Since 2018, 542,370 cars have been taken off Britain’s roads, with the largest number recorded (62,900) by the Metropolitan Police Service (which covers nearly all of central London), a Freedom of Information request has revealed.

Other forces to record high rates include West Midlands Police, with 44,056, and West Yorkshire, with 33,829. Outside of England, 33,209 drivers in Scotland had their cars seized, 22,700 in Wales and 9360 in Northern Ireland.

This has sparked worry from The AA, which estimates that the number of uninsured drivers currently on UK roads – approximately a million – could be driven up by the increasing price of bills amid the cost of living crisis.

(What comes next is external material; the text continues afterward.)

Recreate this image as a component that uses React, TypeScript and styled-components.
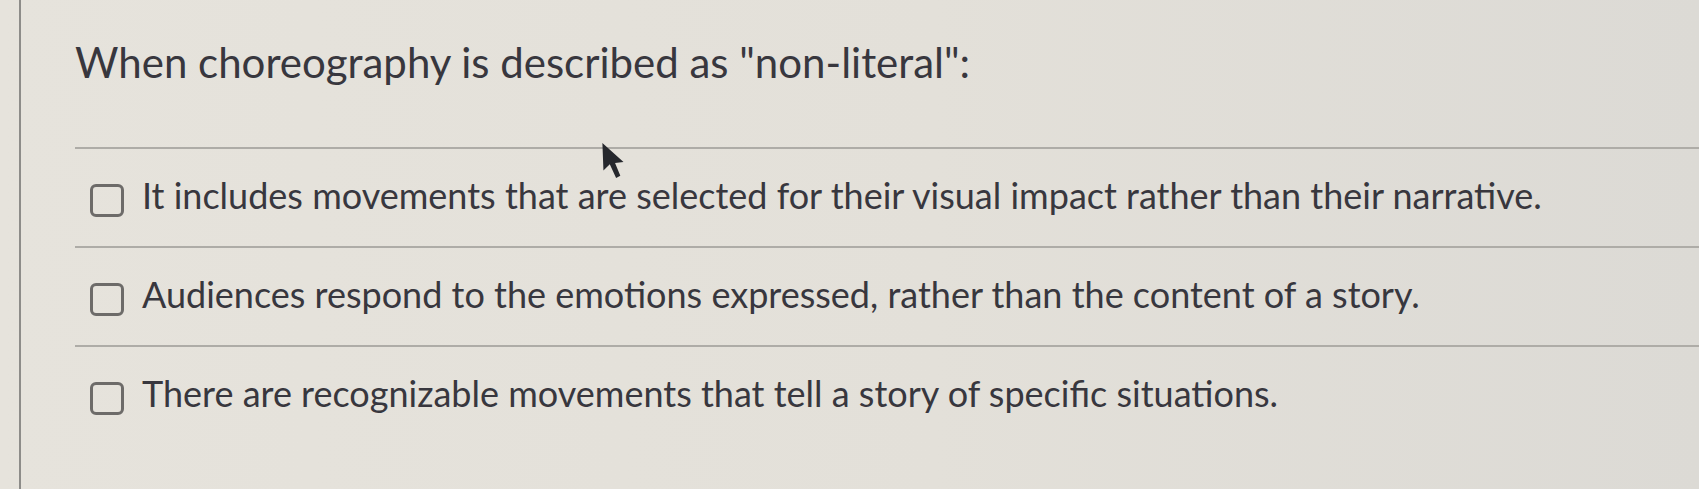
import React from 'react';
import styled, { createGlobalStyle } from 'styled-components';

const GlobalStyle = createGlobalStyle`
  html, body {
    margin: 0;
    padding: 0;
  }
  body {
    width: 1699px;
    height: 489px;
    overflow: hidden;
    background: linear-gradient(90deg, #e6e3dc 0%, #e3e0d9 55%, #dcdad5 100%);
    font-family: Lato, 'Open Sans', sans-serif;
  }
`;

const Page = styled.div`
  position: relative;
  height: 489px;
  margin-left: 19px;
  border-left: 2px solid #8d8c89;
  padding-left: 54px;
  box-sizing: border-box;
`;

const Question = styled.h1`
  margin: 0;
  padding-top: 37px;
  font-size: 42px;
  line-height: 50px;
  font-weight: 400;
  color: #38373e;
  height: 110px;
  box-sizing: content-box;
`;

const OptionList = styled.div`
  display: flex;
  flex-direction: column;
`;

const OptionRow = styled.label`
  display: flex;
  align-items: flex-start;
  gap: 18px;
  height: 99px;
  box-sizing: border-box;
  border-top: 2px solid #aeaca7;
  padding: 24px 0 0 15px;
`;

const Box = styled.span`
  flex: none;
  width: 34px;
  height: 33px;
  margin-top: 11px;
  box-sizing: border-box;
  border: 3px solid #6d6b69;
  border-radius: 6px;
`;

const OptionText = styled.span`
  font-size: 36px;
  line-height: 44px;
  color: #38373e;
  white-space: nowrap;
`;

const Cursor = styled.svg`
  position: absolute;
  left: 580px;
  top: 142px;
  width: 26px;
  height: 38px;
`;

const options = [
  'It includes movements that are selected for their visual impact rather than their narrative.',
  'Audiences respond to the emotions expressed, rather than the content of a story.',
  'There are recognizable movements that tell a story of specific situations.',
];

export default function App() {
  return (
    <>
      <GlobalStyle />
      <Page>
        <Question>When choreography is described as "non-literal":</Question>
        <OptionList>
          {options.map((text) => (
            <OptionRow key={text}>
              <Box />
              <OptionText>{text}</OptionText>
            </OptionRow>
          ))}
        </OptionList>
        <Cursor viewBox="0 0 24 36">
          <path d="M1 1 L2 27 L8 21 L14 34 L18 32 L13 20 L21 19 Z" fill="#26282d" />
        </Cursor>
      </Page>
    </>
  );
}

“We know that when times are hard, some people try to cut their costs, and one area people are tempted to chance it is cutting out their motor insurance,” said the AA’s insurance director, Gus Park. “However, these figures show that forces across the country are on the lookout and will take uninsured cars away.”

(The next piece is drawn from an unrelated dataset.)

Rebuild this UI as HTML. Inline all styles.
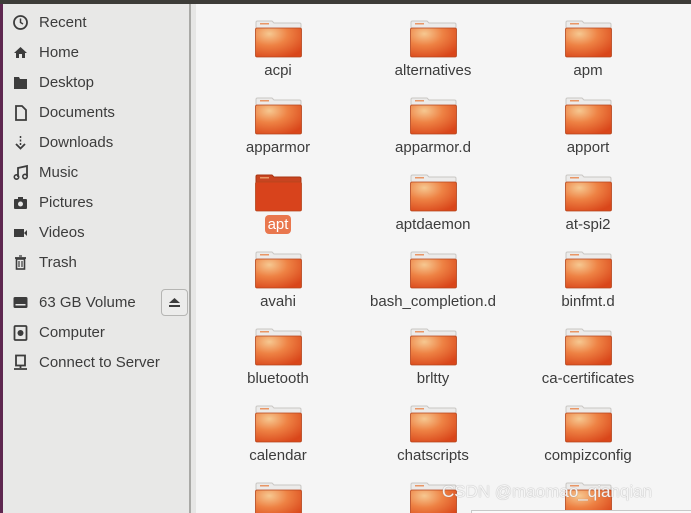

This was a point backed by RAC spokesman Simon Williams, who said that more uninsured drivers being on the road is driving up the cost of insurance for other motorists.

He added: “Sadly, it might very well be these same increasing costs that have led some drivers to run the gauntlet and risk driving without insurance in the first place.

“At a time when the cost of motoring has risen considerably due to record fuel prices, the last thing anyone needs is to pay more to drive their car legally.” 

The data, released by the AA today, has shown that the biggest period for uninsured drivers being caught was during the height of the Covid pandemic in 2020, when 129,652 cars were seized across the UK.

So far this year, 64,682 cars have been seized. 

Of all 46 forces to be sent the FOI request, Kent Police didn’t respond to the request, while Cheshire Police advised that its systems couldn’t easily determine how many cars had been seized for driving without insurance.